Problem details :: Restate each line word for word. Leave out every picture.

[Start]

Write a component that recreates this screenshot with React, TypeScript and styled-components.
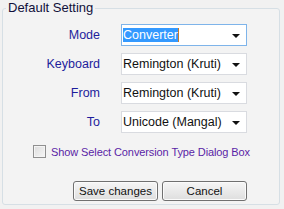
import React from 'react'
import styled, { createGlobalStyle } from 'styled-components'

const rows = [
  { label: 'Mode', value: 'Converter', focused: true },
  { label: 'Keyboard', value: 'Remington (Kruti)' },
  { label: 'From', value: 'Remington (Kruti)' },
  { label: 'To', value: 'Unicode (Mangal)' },
]

const App: React.FC = () => {
  return (
    <Page>
      <GlobalStyle />
      <Panel>
        <Legend>Default Setting</Legend>
        <FormGrid>
          {rows.map((row) => (
            <React.Fragment key={row.label}>
              <Label>{row.label}</Label>
              <Combo focused={row.focused}>
                {row.focused ? <Selected>{row.value}</Selected> : <span>{row.value}</span>}
                <Arrow />
              </Combo>
            </React.Fragment>
          ))}
        </FormGrid>
        <CheckRow>
          <CheckBox />
          <CheckText>Show Select Conversion Type Dialog Box</CheckText>
        </CheckRow>
        <ButtonRow>
          <Button>Save changes</Button>
          <Button>Cancel</Button>
        </ButtonRow>
      </Panel>
    </Page>
  )
}

const GlobalStyle = createGlobalStyle`
  body {
    margin: 0;
    background: #f1f1f1;
    font-family: 'Liberation Sans', Arial, sans-serif;
  }
`

const Page = styled.div`
  width: 284px;
  height: 209px;
  padding: 0 2px;
  box-sizing: border-box;
  background: #f1f1f1;
`

const Panel = styled.fieldset`
  margin: 0;
  width: 278px;
  box-sizing: border-box;
  padding: 0 0 3px 0;
  border: 1px solid #d6dfe5;
  border-radius: 3px;
  background: #f3f3f3;
`

const Legend = styled.legend`
  margin-left: 3px;
  padding: 0 2px;
  font-size: 13px;
  line-height: 16px;
  color: #10103a;
`

const FormGrid = styled.div`
  display: grid;
  grid-template-columns: 97px 126px;
  column-gap: 21px;
  row-gap: 7px;
  padding-top: 8px;
`

const Label = styled.div`
  text-align: right;
  font-size: 12.5px;
  line-height: 22px;
  color: #1d1d9c;
`

const Combo = styled.div<{ focused?: boolean }>`
  position: relative;
  height: 22px;
  box-sizing: border-box;
  border: 1px solid ${(p) => (p.focused ? '#7eb4ea' : '#d9dbe0')};
  background: #fff;
  font-size: 12.5px;
  line-height: 20px;
  padding-left: 1px;
  color: #111;
  white-space: nowrap;
`

const Selected = styled.span`
  background: #3399ff;
  color: #fff;
  border-right: 1px solid #c87a2a;
`

const Arrow = styled.span`
  position: absolute;
  right: 6px;
  top: 9px;
  width: 0;
  height: 0;
  border-left: 4px solid transparent;
  border-right: 4px solid transparent;
  border-top: 4px solid #111;
`

const CheckRow = styled.div`
  display: flex;
  align-items: center;
  margin-top: 12px;
  margin-left: 30px;
  height: 13px;
`

const CheckBox = styled.span`
  width: 13px;
  height: 13px;
  box-sizing: border-box;
  border: 1px solid #8f8f8f;
  background: linear-gradient(135deg, #dcdcdc, #f6f6f6);
  box-shadow: inset 0 0 0 1px #f4f4f4;
`

const CheckText = styled.span`
  margin-left: 5px;
  font-size: 11px;
  letter-spacing: -0.1px;
  color: #5a1ea6;
  white-space: nowrap;
`

const ButtonRow = styled.div`
  display: flex;
  gap: 4px;
  margin-top: 23px;
  margin-left: 70px;
`

const Button = styled.button`
  width: 85px;
  height: 20px;
  padding: 0;
  box-sizing: border-box;
  border: 1px solid #707070;
  border-radius: 3px;
  background: linear-gradient(#f6f6f6, #dedede);
  box-shadow: inset 0 0 0 1px #fbfbfb;
  font-family: 'Liberation Sans', Arial, sans-serif;
  font-size: 11.5px;
  color: #111;
`

export default App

[End]

Output ::
Write a component that recreates this screenshot with React, TypeScript and styled-components.
import React from 'react'
import styled, { createGlobalStyle } from 'styled-components'

const rows = [
  { label: 'Mode', value: 'Converter', focused: true },
  { label: 'Keyboard', value: 'Remington (Kruti)' },
  { label: 'From', value: 'Remington (Kruti)' },
  { label: 'To', value: 'Unicode (Mangal)' },
]

const App: React.FC = () => {
  return (
    <Page>
      <GlobalStyle />
      <Panel>
        <Legend>Default Setting</Legend>
        <FormGrid>
          {rows.map((row) => (
            <React.Fragment key={row.label}>
              <Label>{row.label}</Label>
              <Combo focused={row.focused}>
                {row.focused ? <Selected>{row.value}</Selected> : <span>{row.value}</span>}
                <Arrow />
              </Combo>
            </React.Fragment>
          ))}
        </FormGrid>
        <CheckRow>
          <CheckBox />
          <CheckText>Show Select Conversion Type Dialog Box</CheckText>
        </CheckRow>
        <ButtonRow>
          <Button>Save changes</Button>
          <Button>Cancel</Button>
        </ButtonRow>
      </Panel>
    </Page>
  )
}

const GlobalStyle = createGlobalStyle`
  body {
    margin: 0;
    background: #f1f1f1;
    font-family: 'Liberation Sans', Arial, sans-serif;
  }
`

const Page = styled.div`
  width: 284px;
  height: 209px;
  padding: 0 2px;
  box-sizing: border-box;
  background: #f1f1f1;
`

const Panel = styled.fieldset`
  margin: 0;
  width: 278px;
  box-sizing: border-box;
  padding: 0 0 3px 0;
  border: 1px solid #d6dfe5;
  border-radius: 3px;
  background: #f3f3f3;
`

const Legend = styled.legend`
  margin-left: 3px;
  padding: 0 2px;
  font-size: 13px;
  line-height: 16px;
  color: #10103a;
`

const FormGrid = styled.div`
  display: grid;
  grid-template-columns: 97px 126px;
  column-gap: 21px;
  row-gap: 7px;
  padding-top: 8px;
`

const Label = styled.div`
  text-align: right;
  font-size: 12.5px;
  line-height: 22px;
  color: #1d1d9c;
`

const Combo = styled.div<{ focused?: boolean }>`
  position: relative;
  height: 22px;
  box-sizing: border-box;
  border: 1px solid ${(p) => (p.focused ? '#7eb4ea' : '#d9dbe0')};
  background: #fff;
  font-size: 12.5px;
  line-height: 20px;
  padding-left: 1px;
  color: #111;
  white-space: nowrap;
`

const Selected = styled.span`
  background: #3399ff;
  color: #fff;
  border-right: 1px solid #c87a2a;
`

const Arrow = styled.span`
  position: absolute;
  right: 6px;
  top: 9px;
  width: 0;
  height: 0;
  border-left: 4px solid transparent;
  border-right: 4px solid transparent;
  border-top: 4px solid #111;
`

const CheckRow = styled.div`
  display: flex;
  align-items: center;
  margin-top: 12px;
  margin-left: 30px;
  height: 13px;
`

const CheckBox = styled.span`
  width: 13px;
  height: 13px;
  box-sizing: border-box;
  border: 1px solid #8f8f8f;
  background: linear-gradient(135deg, #dcdcdc, #f6f6f6);
  box-shadow: inset 0 0 0 1px #f4f4f4;
`

const CheckText = styled.span`
  margin-left: 5px;
  font-size: 11px;
  letter-spacing: -0.1px;
  color: #5a1ea6;
  white-space: nowrap;
`

const ButtonRow = styled.div`
  display: flex;
  gap: 4px;
  margin-top: 23px;
  margin-left: 70px;
`

const Button = styled.button`
  width: 85px;
  height: 20px;
  padding: 0;
  box-sizing: border-box;
  border: 1px solid #707070;
  border-radius: 3px;
  background: linear-gradient(#f6f6f6, #dedede);
  box-shadow: inset 0 0 0 1px #fbfbfb;
  font-family: 'Liberation Sans', Arial, sans-serif;
  font-size: 11.5px;
  color: #111;
`

export default App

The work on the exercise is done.